**WHAT YOU WILL DO:** Write the data out again exactly, with no pictures.

**STORED DATA:**

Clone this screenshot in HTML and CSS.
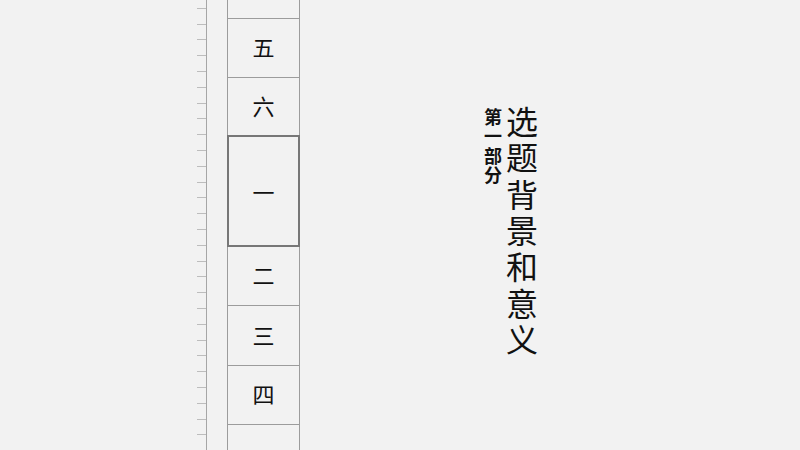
FILE: index.html
```html
<!doctype html>
<html>

<head>
	<meta charset=utf-8>
	<title>选题背景和意义</title>
	<meta name=viewport content="width=device-width, initial-scale=1">
	<link rel="stylesheet" href="styles.css">
</head>

<body>
	<div class="ruler"></div>

	<div class="slides">
		<div class="slide slide-cut"></div>
		<div class="slide">五</div>
		<div class="slide slide-short">六</div>
		<div class="slide slide-active">一</div>
		<div class="slide">二</div>
		<div class="slide slide-tall">三</div>
		<div class="slide">四</div>
		<div class="slide"></div>
	</div>

	<section class="stage">
		<div class="heading">
			<h1 class="title">选题背景和意义</h1>
			<p class="part">第一部分</p>
		</div>
	</section>
</body>
</html>
```

FILE: styles.css
```css
html, body{
	width: 100%;
	height: 100%;
	margin: 0; padding: 0;
	overflow: hidden;
	box-sizing: border-box;

	background-color: #f2f2f2;
	color: #111;
	font-family: "Noto Sans CJK SC", "Noto Sans", sans-serif;

	display: flex;
	flex-direction: row;
}

*, *:after, *:before{
	box-sizing: inherit;
}

.ruler{
	width: 10px;
	height: 100%;
	margin-left: 197px;
	border-right: 1px solid #a6a6a6;
	background: repeating-linear-gradient(to bottom,
		transparent 0, transparent 7.8px,
		#bdbdbd 7.8px, #bdbdbd 8.8px,
		transparent 8.8px, transparent 15.8px);
}

.slides{
	width: 73px;
	height: 100%;
	margin-left: 20px;
	overflow: hidden;
	display: flex;
	flex-direction: column;
	flex-shrink: 0;
}

.slide{
	height: 59px;
	flex-shrink: 0;
	border: 1px solid #9c9c9c;
	border-top: none;
	padding-bottom: 4px;

	display: flex;
	align-items: center;
	justify-content: center;
	font-size: 22px;
	line-height: 1;
}

.slide-cut{ height: 19px; }
.slide-short{ height: 57px; border-bottom: none; }
.slide-tall{ height: 60px; }

.slide-active{
	height: 112px;
	padding-bottom: 0;
	border: 2px solid #777;
}

.stage{
	flex: 1;
	padding: 106px 0 0 184px;
}

.heading{
	display: flex;
	flex-direction: row-reverse;
	justify-content: flex-end;
	align-items: flex-start;
	gap: 4px;
}

.title, .part{
	writing-mode: vertical-rl;
	margin: 0;
	line-height: 1;
}

.title{
	font-size: 32px;
	font-weight: 400;
	letter-spacing: 4.3px;
}

.part{
	font-size: 18px;
	font-weight: 700;
	letter-spacing: 1.5px;
	margin-top: 2px;
}
```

**TASK SOLUTION:**
Clone this screenshot in HTML and CSS.
FILE: index.html
```html
<!doctype html>
<html>

<head>
	<meta charset=utf-8>
	<title>选题背景和意义</title>
	<meta name=viewport content="width=device-width, initial-scale=1">
	<link rel="stylesheet" href="styles.css">
</head>

<body>
	<div class="ruler"></div>

	<div class="slides">
		<div class="slide slide-cut"></div>
		<div class="slide">五</div>
		<div class="slide slide-short">六</div>
		<div class="slide slide-active">一</div>
		<div class="slide">二</div>
		<div class="slide slide-tall">三</div>
		<div class="slide">四</div>
		<div class="slide"></div>
	</div>

	<section class="stage">
		<div class="heading">
			<h1 class="title">选题背景和意义</h1>
			<p class="part">第一部分</p>
		</div>
	</section>
</body>
</html>
```

FILE: styles.css
```css
html, body{
	width: 100%;
	height: 100%;
	margin: 0; padding: 0;
	overflow: hidden;
	box-sizing: border-box;

	background-color: #f2f2f2;
	color: #111;
	font-family: "Noto Sans CJK SC", "Noto Sans", sans-serif;

	display: flex;
	flex-direction: row;
}

*, *:after, *:before{
	box-sizing: inherit;
}

.ruler{
	width: 10px;
	height: 100%;
	margin-left: 197px;
	border-right: 1px solid #a6a6a6;
	background: repeating-linear-gradient(to bottom,
		transparent 0, transparent 7.8px,
		#bdbdbd 7.8px, #bdbdbd 8.8px,
		transparent 8.8px, transparent 15.8px);
}

.slides{
	width: 73px;
	height: 100%;
	margin-left: 20px;
	overflow: hidden;
	display: flex;
	flex-direction: column;
	flex-shrink: 0;
}

.slide{
	height: 59px;
	flex-shrink: 0;
	border: 1px solid #9c9c9c;
	border-top: none;
	padding-bottom: 4px;

	display: flex;
	align-items: center;
	justify-content: center;
	font-size: 22px;
	line-height: 1;
}

.slide-cut{ height: 19px; }
.slide-short{ height: 57px; border-bottom: none; }
.slide-tall{ height: 60px; }

.slide-active{
	height: 112px;
	padding-bottom: 0;
	border: 2px solid #777;
}

.stage{
	flex: 1;
	padding: 106px 0 0 184px;
}

.heading{
	display: flex;
	flex-direction: row-reverse;
	justify-content: flex-end;
	align-items: flex-start;
	gap: 4px;
}

.title, .part{
	writing-mode: vertical-rl;
	margin: 0;
	line-height: 1;
}

.title{
	font-size: 32px;
	font-weight: 400;
	letter-spacing: 4.3px;
}

.part{
	font-size: 18px;
	font-weight: 700;
	letter-spacing: 1.5px;
	margin-top: 2px;
}
```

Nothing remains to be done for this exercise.